| EXERCISE INSTRUCTIONS |
From the material below, list every line containing "components".
BEGIN DATASET SECTION
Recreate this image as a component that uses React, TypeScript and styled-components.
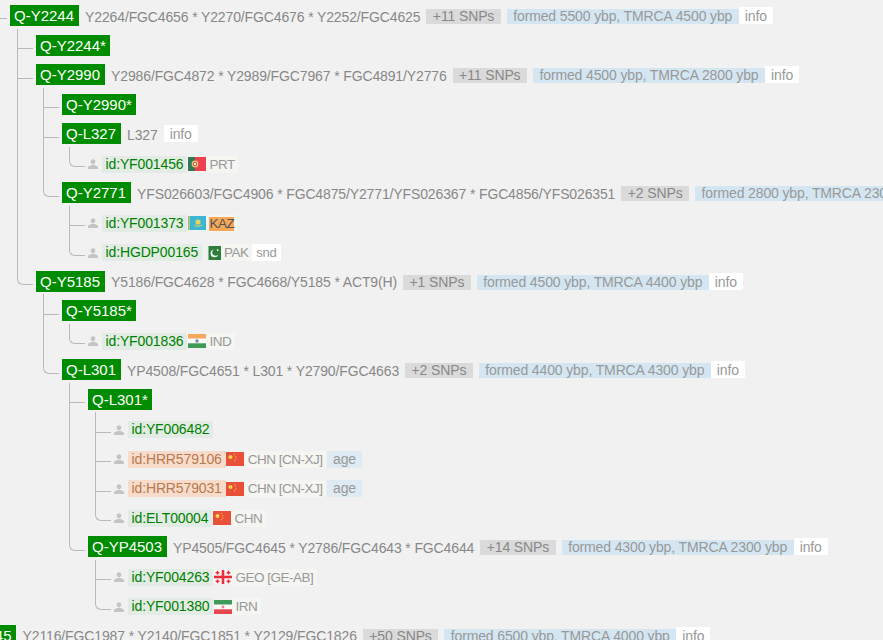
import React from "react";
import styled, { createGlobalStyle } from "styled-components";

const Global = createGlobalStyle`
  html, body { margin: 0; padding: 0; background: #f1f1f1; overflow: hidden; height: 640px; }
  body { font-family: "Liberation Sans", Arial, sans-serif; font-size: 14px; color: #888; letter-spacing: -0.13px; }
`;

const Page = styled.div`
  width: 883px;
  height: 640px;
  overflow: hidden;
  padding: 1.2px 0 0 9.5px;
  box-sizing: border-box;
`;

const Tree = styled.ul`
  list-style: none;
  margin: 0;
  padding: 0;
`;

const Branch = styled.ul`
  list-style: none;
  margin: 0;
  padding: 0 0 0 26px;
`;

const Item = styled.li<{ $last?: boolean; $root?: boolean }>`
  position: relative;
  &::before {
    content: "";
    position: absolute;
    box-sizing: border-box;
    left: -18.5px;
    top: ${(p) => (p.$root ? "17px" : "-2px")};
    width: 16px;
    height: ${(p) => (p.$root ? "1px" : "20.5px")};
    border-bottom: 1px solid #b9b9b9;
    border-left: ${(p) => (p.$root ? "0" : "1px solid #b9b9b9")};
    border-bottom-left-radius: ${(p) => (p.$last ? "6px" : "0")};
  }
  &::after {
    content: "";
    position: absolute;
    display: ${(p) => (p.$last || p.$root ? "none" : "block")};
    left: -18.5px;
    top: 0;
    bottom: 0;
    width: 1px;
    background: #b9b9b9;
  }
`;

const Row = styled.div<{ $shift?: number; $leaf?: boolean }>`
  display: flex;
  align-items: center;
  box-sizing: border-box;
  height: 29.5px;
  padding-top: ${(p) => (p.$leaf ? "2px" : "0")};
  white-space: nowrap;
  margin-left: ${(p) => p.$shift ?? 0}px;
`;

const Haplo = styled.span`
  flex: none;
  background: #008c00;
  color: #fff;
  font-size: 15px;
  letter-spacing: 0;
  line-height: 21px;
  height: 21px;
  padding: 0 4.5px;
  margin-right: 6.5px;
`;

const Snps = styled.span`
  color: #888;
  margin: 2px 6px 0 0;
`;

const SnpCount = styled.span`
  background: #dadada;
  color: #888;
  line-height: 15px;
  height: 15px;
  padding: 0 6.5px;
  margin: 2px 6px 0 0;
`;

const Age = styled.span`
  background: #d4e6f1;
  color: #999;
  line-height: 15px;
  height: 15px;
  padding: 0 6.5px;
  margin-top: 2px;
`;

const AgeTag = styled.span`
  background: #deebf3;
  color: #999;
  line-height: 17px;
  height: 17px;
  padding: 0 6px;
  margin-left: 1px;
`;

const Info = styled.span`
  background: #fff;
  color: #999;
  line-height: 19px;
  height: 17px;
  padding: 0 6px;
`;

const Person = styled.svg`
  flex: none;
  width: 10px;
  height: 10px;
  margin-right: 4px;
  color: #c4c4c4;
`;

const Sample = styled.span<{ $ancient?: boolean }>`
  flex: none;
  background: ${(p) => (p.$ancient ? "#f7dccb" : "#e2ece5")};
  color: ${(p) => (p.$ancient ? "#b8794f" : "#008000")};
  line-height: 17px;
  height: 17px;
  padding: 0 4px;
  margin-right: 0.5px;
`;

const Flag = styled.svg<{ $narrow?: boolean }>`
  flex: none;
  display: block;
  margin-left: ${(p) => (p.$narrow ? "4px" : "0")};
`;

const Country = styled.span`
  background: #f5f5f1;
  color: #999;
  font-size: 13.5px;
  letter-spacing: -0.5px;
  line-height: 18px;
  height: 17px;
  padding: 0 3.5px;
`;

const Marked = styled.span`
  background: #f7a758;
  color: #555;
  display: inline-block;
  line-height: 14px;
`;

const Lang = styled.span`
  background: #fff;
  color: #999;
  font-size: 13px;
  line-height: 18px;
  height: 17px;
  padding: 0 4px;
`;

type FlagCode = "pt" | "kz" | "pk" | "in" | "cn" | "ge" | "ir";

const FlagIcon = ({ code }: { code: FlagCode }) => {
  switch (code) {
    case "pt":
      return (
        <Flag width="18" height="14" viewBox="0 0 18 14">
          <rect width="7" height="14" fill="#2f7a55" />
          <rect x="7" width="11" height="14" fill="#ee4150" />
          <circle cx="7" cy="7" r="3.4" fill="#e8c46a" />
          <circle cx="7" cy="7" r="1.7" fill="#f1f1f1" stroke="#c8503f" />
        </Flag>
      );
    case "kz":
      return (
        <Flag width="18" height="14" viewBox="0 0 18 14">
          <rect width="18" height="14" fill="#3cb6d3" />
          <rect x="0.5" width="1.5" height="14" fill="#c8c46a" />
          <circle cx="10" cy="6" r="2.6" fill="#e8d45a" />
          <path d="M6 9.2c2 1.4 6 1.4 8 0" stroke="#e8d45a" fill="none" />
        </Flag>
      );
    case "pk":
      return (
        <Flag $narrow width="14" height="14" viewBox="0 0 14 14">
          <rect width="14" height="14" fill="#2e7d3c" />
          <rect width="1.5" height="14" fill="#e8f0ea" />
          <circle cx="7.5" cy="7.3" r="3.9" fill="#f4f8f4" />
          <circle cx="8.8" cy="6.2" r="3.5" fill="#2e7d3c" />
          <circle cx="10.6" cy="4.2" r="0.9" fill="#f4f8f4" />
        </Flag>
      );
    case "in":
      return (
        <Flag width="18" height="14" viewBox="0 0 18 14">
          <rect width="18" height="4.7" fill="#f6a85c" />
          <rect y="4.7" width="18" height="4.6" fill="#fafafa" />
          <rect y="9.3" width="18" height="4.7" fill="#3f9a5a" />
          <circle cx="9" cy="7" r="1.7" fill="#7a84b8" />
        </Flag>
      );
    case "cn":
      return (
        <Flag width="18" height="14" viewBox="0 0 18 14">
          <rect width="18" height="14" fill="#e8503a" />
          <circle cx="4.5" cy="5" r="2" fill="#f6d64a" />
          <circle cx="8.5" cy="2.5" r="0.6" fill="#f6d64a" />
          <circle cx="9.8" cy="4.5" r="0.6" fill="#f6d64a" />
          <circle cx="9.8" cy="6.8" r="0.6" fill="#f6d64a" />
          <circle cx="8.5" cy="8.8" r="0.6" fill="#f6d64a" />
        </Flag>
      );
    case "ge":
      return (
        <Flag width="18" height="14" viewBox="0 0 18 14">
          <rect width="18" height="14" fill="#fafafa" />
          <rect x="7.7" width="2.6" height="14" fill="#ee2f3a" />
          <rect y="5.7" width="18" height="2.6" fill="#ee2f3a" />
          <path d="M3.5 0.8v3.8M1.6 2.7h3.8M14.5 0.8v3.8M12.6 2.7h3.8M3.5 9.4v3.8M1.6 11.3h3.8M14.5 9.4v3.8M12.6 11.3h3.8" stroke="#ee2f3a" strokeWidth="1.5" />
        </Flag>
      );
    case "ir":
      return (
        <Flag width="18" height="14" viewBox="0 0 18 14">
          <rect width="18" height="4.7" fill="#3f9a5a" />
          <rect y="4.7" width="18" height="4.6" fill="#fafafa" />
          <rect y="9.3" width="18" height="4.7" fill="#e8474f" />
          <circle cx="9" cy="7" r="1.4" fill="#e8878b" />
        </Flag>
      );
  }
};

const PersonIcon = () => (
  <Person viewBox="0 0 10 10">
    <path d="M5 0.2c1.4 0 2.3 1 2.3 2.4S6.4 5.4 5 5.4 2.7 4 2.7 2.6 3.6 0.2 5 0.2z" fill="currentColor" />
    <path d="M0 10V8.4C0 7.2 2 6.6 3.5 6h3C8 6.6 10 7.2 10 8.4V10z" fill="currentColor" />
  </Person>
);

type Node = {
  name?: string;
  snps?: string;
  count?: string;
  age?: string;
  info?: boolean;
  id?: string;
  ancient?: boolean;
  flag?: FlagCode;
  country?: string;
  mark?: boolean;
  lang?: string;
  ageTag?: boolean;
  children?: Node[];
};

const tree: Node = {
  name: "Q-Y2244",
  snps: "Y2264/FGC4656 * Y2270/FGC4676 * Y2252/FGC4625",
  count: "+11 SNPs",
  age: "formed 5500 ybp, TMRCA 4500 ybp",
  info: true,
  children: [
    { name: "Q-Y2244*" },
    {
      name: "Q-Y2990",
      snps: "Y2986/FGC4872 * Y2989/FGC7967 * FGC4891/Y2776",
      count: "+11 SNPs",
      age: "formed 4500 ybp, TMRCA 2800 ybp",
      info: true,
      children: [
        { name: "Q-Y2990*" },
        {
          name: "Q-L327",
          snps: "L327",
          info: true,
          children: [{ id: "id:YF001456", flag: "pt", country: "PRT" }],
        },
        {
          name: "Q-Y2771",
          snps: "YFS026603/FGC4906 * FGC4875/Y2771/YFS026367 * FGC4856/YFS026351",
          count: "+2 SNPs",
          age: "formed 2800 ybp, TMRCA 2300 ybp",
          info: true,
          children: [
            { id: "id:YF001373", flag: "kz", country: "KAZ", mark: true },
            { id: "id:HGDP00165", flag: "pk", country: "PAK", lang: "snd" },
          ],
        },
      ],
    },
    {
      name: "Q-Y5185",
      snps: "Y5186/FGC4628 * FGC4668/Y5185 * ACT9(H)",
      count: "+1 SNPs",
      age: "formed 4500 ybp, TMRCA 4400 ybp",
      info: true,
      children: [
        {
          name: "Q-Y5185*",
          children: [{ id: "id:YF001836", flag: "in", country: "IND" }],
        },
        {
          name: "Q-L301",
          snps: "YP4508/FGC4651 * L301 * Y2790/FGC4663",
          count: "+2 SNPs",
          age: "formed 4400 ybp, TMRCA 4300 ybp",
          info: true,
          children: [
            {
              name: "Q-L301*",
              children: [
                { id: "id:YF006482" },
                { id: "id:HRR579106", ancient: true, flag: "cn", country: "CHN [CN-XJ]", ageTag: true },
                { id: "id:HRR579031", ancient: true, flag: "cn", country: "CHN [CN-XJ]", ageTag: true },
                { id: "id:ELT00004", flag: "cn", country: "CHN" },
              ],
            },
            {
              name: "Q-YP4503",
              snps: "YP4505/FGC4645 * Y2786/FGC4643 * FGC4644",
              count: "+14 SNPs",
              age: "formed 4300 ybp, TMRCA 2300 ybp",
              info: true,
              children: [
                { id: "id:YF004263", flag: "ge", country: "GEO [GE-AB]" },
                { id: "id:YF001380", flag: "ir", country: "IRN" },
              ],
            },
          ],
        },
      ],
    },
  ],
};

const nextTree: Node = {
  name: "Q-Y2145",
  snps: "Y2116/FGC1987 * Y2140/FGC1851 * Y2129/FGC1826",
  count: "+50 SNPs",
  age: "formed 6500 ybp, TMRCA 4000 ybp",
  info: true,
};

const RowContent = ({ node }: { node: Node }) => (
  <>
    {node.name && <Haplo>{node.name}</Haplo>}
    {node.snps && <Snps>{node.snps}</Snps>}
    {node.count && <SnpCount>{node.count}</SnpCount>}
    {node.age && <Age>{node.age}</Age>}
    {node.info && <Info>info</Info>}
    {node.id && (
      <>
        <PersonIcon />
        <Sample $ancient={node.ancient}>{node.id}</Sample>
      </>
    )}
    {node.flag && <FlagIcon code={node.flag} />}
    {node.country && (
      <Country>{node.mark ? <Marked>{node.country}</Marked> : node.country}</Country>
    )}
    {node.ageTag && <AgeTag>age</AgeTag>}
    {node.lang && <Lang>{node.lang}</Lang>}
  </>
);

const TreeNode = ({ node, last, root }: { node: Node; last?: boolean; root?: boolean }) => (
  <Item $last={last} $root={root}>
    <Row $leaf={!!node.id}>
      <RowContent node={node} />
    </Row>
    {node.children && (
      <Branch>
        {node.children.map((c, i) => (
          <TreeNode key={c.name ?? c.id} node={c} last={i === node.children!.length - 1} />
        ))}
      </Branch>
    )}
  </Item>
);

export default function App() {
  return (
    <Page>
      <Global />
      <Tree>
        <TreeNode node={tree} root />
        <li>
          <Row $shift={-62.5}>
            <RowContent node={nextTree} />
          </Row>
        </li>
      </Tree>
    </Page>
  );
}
END DATASET SECTION
| EXPECTED OUTPUT |
Recreate this image as a component that uses React, TypeScript and styled-components.
import styled, { createGlobalStyle } from "styled-components";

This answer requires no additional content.